When large corporations borrow, they expect to make a return from which to repay the debt. Although governments may borrow more cheaply, this is because market participants understand that taxpayers underwrite the debt. That privilege may allow wider societal needs (including infrastructure) to be met with no market rate of return. When taken too far, credibility in the viability of such action can dissipate even to the extent evidenced by Greece, Venezuela and Zimbabwe.
A second objection to borrowing at low rates is the track record of government. Cutting deals is no forte of civil servants or politicians. The House of Commons Committee of Public Accounts complained that ‘deals look better value for the private sector than for the taxpayer’. As the Committee appealed to the Treasury and other government departments to find better ways to negotiate deals, none of its members was seen to be holding their breath.

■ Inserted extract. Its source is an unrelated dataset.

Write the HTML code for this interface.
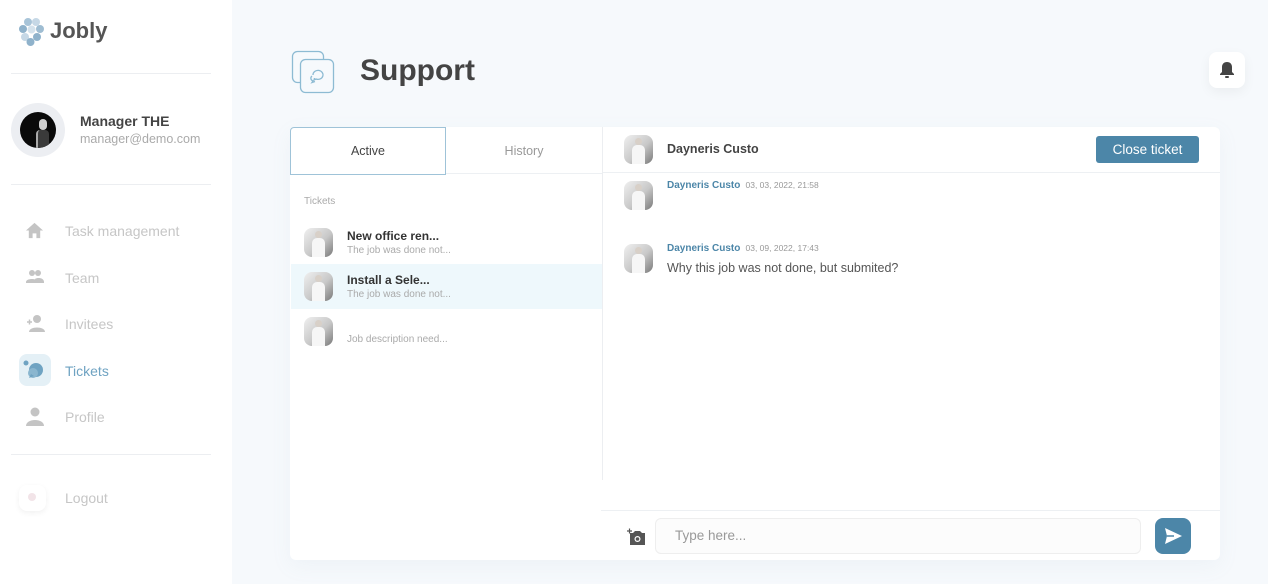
<!DOCTYPE html>
<html><head><meta charset="utf-8"><style>
*{box-sizing:border-box;margin:0;padding:0}
body{width:1268px;height:584px;overflow:hidden;background:#f6f9fc;font-family:"Liberation Sans",sans-serif;position:relative}
.abs{position:absolute}
.side{left:0;top:0;width:232px;height:584px;background:#fff}
.hr{height:1px;background:#eceef1}
.nav{left:65px;font-size:14px;color:#c6c6c6}
.ico{fill:#c4c4c4}
.av{width:29px;height:29px;border-radius:8px;background:linear-gradient(135deg,#f0f0f0,#c8c8c8 55%,#7a7a7a);overflow:hidden;position:absolute}
.av::before{content:"";position:absolute;left:11px;top:3px;width:7px;height:7px;border-radius:50%;background:#d8d0c8}
.av::after{content:"";position:absolute;left:8px;top:10px;width:13px;height:19px;background:#f6f6f6;border-radius:5px 5px 0 0}
.t1{font-size:12px;font-weight:bold;color:#333}
.t2{font-size:10px;color:#aaa}
</style></head><body>
<div class="abs side"></div>
<svg class="abs" style="left:17px;top:17px" width="30" height="30" viewBox="0 0 30 30">
<circle cx="11" cy="5" r="4" fill="#a8c4d8"/><circle cx="19" cy="5" r="4" fill="#c6d8e6"/>
<circle cx="6" cy="12" r="4" fill="#8fb2cb"/><circle cx="14.5" cy="12.5" r="4" fill="#d4e2ec"/><circle cx="23" cy="12" r="4" fill="#9fbdd2"/>
<circle cx="8" cy="20" r="4" fill="#c6d8e6"/><circle cx="20" cy="20" r="4" fill="#8fb2cb"/><circle cx="13.5" cy="25" r="4" fill="#8fb2cb"/>
</svg>
<div class="abs" style="left:50px;top:18px;font-size:22px;font-weight:bold;color:#555">Jobly</div>
<div class="abs hr" style="left:11px;top:73px;width:200px"></div>
<div class="abs" style="left:11px;top:103px;width:54px;height:54px;border-radius:50%;background:#eceef2"></div>
<div class="abs" style="left:20px;top:112px;width:36px;height:36px;border-radius:50%;background:#0a0a0a;overflow:hidden"><div style="position:absolute;left:19px;top:7px;width:8px;height:11px;border-radius:4px;background:#cfcfcf"></div><div style="position:absolute;left:16px;top:18px;width:13px;height:18px;border-radius:4px 4px 0 0;background:#3a3a3a;border-left:2px solid #aaa"></div></div>
<div class="abs" style="left:80px;top:113px;font-size:14px;font-weight:bold;color:#444">Manager THE</div>
<div class="abs" style="left:80px;top:132px;font-size:12.5px;color:#aaa">manager@demo.com</div>
<div class="abs hr" style="left:11px;top:184px;width:200px"></div>
<svg class="abs" style="left:25px;top:221px" width="19" height="19" viewBox="0 0 20 20"><path class="ico" d="M10 2 1 10h3v8h4v-5h4v5h4v-8h3z"/></svg>
<div class="abs nav" style="top:223px">Task management</div>
<svg class="abs" style="left:26px;top:269px" width="18" height="16" viewBox="0 0 18 16"><circle class="ico" cx="6" cy="4" r="3"/><circle class="ico" cx="12" cy="4" r="3"/><path class="ico" d="M0 13c0-4 12-4 12 0v1H0zM9 10c3-2 9-1 9 3v1h-7z"/></svg>
<div class="abs nav" style="top:270px">Team</div>
<svg class="abs" style="left:26px;top:314px" width="19" height="19" viewBox="0 0 19 19"><circle class="ico" cx="11" cy="5" r="4"/><path class="ico" d="M3 18c0-6 16-6 16 0z"/><path d="M1 8h5M3.5 5.5v5" stroke="#c4c4c4" stroke-width="1.5"/></svg>
<div class="abs nav" style="top:316px">Invitees</div>
<div class="abs" style="left:19px;top:354px;width:32px;height:32px;border-radius:8px;background:#e4f0f6"></div>
<svg class="abs" style="left:19px;top:354px" width="32" height="32" viewBox="0 0 32 32"><circle cx="7" cy="9" r="2.5" fill="#6fa3c2"/><circle cx="17" cy="16" r="7" fill="#6fa3c2"/><circle cx="14" cy="19" r="5" fill="#8ab6cf"/><path d="M10 24l2-4 3 2z" fill="#6fa3c2"/></svg>
<div class="abs nav" style="top:363px;color:#6fa3c2">Tickets</div>
<svg class="abs" style="left:26px;top:407px" width="18" height="19" viewBox="0 0 18 19"><circle class="ico" cx="9" cy="5" r="4.5"/><path class="ico" d="M0 19c0-8 18-8 18 0z"/></svg>
<div class="abs nav" style="top:409px">Profile</div>
<div class="abs hr" style="left:11px;top:454px;width:200px"></div>
<div class="abs" style="left:19px;top:485px;width:27px;height:26px;border-radius:8px;background:#fff;box-shadow:0 2px 6px rgba(0,0,0,.06)"></div>
<div class="abs" style="left:28px;top:493px;width:8px;height:8px;border-radius:50%;background:#f2e4e8"></div>
<div class="abs nav" style="top:490px">Logout</div>

<svg class="abs" style="left:291px;top:50px" width="46" height="46" viewBox="0 0 46 46" fill="none" stroke="#8dbbd3" stroke-width="1.3"><rect x="1.5" y="1.5" width="31" height="31" rx="5"/><rect x="9.5" y="9.5" width="33" height="33" rx="5" fill="#f6f9fc"/><path d="M22 25a5 4.5 0 1 1 3 4l-2 1 .5-2"/><path d="M21 26a3.5 3 0 0 0 1 5l-1 1.5 3-1"/></svg>
<div class="abs" style="left:360px;top:54px;font-size:30px;font-weight:bold;color:#444">Support</div>
<div class="abs" style="left:1209px;top:52px;width:36px;height:36px;border-radius:8px;background:#fff;box-shadow:0 4px 12px rgba(0,0,0,.05)"></div>
<svg class="abs" style="left:1219px;top:61px" width="16" height="18" viewBox="0 0 16 18"><path d="M8 1c-3 0-5 2-5 5v5l-2 2v1h14v-1l-2-2V6c0-3-2-5-5-5z" fill="#444"/><rect x="6" y="15" width="4" height="2" rx="1" fill="#444"/></svg>

<div class="abs" style="left:290px;top:127px;width:930px;height:433px;background:#fff;border-radius:6px;box-shadow:0 6px 20px rgba(140,160,190,.08)"></div>
<div class="abs" style="left:290px;top:127px;width:156px;height:48px;border:1.5px solid #9fc3d8;border-radius:4px 0 0 0;text-align:center;line-height:46px;font-size:12.5px;color:#444">Active</div>
<div class="abs" style="left:446px;top:127px;width:156px;height:47px;border-bottom:1px solid #edf0f3;text-align:center;line-height:48px;font-size:12.5px;color:#999">History</div>
<div class="abs" style="left:602px;top:127px;width:1px;height:353px;background:#eceef1"></div>
<div class="abs" style="left:304px;top:196px;font-size:10px;color:#aaa">Tickets</div>
<div class="av" style="left:304px;top:228px"></div>
<div class="abs t1" style="left:347px;top:229px">New office ren...</div>
<div class="abs t2" style="left:347px;top:245px">The job was done not...</div>
<div class="abs" style="left:291px;top:264px;width:311px;height:45px;background:#eef8fc"></div>
<div class="av" style="left:304px;top:272px"></div>
<div class="abs t1" style="left:347px;top:273px">Install a Sele...</div>
<div class="abs t2" style="left:347px;top:289px">The job was done not...</div>
<div class="av" style="left:304px;top:317px"></div>
<div class="abs t2" style="left:347px;top:334px">Job description need...</div>

<div class="abs" style="left:603px;top:172px;width:617px;height:1px;background:#edf0f3"></div>
<div class="av" style="left:624px;top:135px"></div>
<div class="abs" style="left:667px;top:142px;font-size:12.5px;font-weight:bold;color:#444">Dayneris Custo</div>
<div class="abs" style="left:1096px;top:136px;width:103px;height:27px;background:#4c86a8;border-radius:3px;color:#fff;font-size:13.5px;text-align:center;line-height:27px">Close ticket</div>
<div class="av" style="left:624px;top:181px"></div>
<div class="abs" style="left:667px;top:180px;font-size:10px;color:#4c86a8;font-weight:bold">Dayneris Custo <span style="color:#999;font-weight:normal;font-size:8.5px">&nbsp;03, 03, 2022, 21:58</span></div>
<div class="av" style="left:624px;top:244px"></div>
<div class="abs" style="left:667px;top:243px;font-size:10px;color:#4c86a8;font-weight:bold">Dayneris Custo <span style="color:#999;font-weight:normal;font-size:8.5px">&nbsp;03, 09, 2022, 17:43</span></div>
<div class="abs" style="left:667px;top:261px;font-size:12.5px;color:#555">Why this job was not done, but submited?</div>

<div class="abs" style="left:601px;top:510px;width:619px;height:1px;background:#edf0f3"></div>
<svg class="abs" style="left:627px;top:528px" width="19" height="18" viewBox="0 0 19 18"><path d="M3 5h3l2-2h5l2 2h3v12H3z" fill="#555"/><circle cx="10.5" cy="11" r="3" fill="#fff"/><circle cx="10.5" cy="11" r="1.8" fill="#555"/><path d="M0 3h5M2.5 .5v5" stroke="#555" stroke-width="1.2"/></svg>
<div class="abs" style="left:655px;top:518px;width:486px;height:36px;border:1px solid #eeeeee;border-radius:6px;background:#fcfcfc;font-size:13.5px;color:#999;line-height:34px;padding-left:19px">Type here...</div>
<div class="abs" style="left:1155px;top:518px;width:36px;height:36px;border-radius:8px;background:#4c86a8"></div>
<svg class="abs" style="left:1165px;top:528px" width="17" height="16" viewBox="0 0 17 16"><path d="M0 0l17 8-17 8 2-8z" fill="#fff"/><path d="M2 8h7" stroke="#4c86a8" stroke-width="1.5"/></svg>
</body></html>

A third reason for doubting this modern widow’s curse is that, when state projects make use of scarce resources, the cost of those resources rises, which inhibits private entrepreneurship. No matter how low the interest rate, investment projects should be weighed against competing alternatives Though market-financed private projects might be slower in gestation, prospects for an enduring return are more carefully calculated when it is entrepreneurs who have their ‘skin in the action’.
Such counter-arguments are not new. Writing from the experience of the Great Depression and in opposition to the supposed panaceas that were expounded by Lord Keynes in 1936, the Chicago economist Henry Simons was adamant that
“Adequate reflationary deficits could be obtained without tossing money recklessly in all directions, without reliance on the hurried schemes of bureaucrats, without the numerous disadvantages of “emergency public works,” and without the awful prospect of fiscal reflation carried far beyond the time when it should be reversed”.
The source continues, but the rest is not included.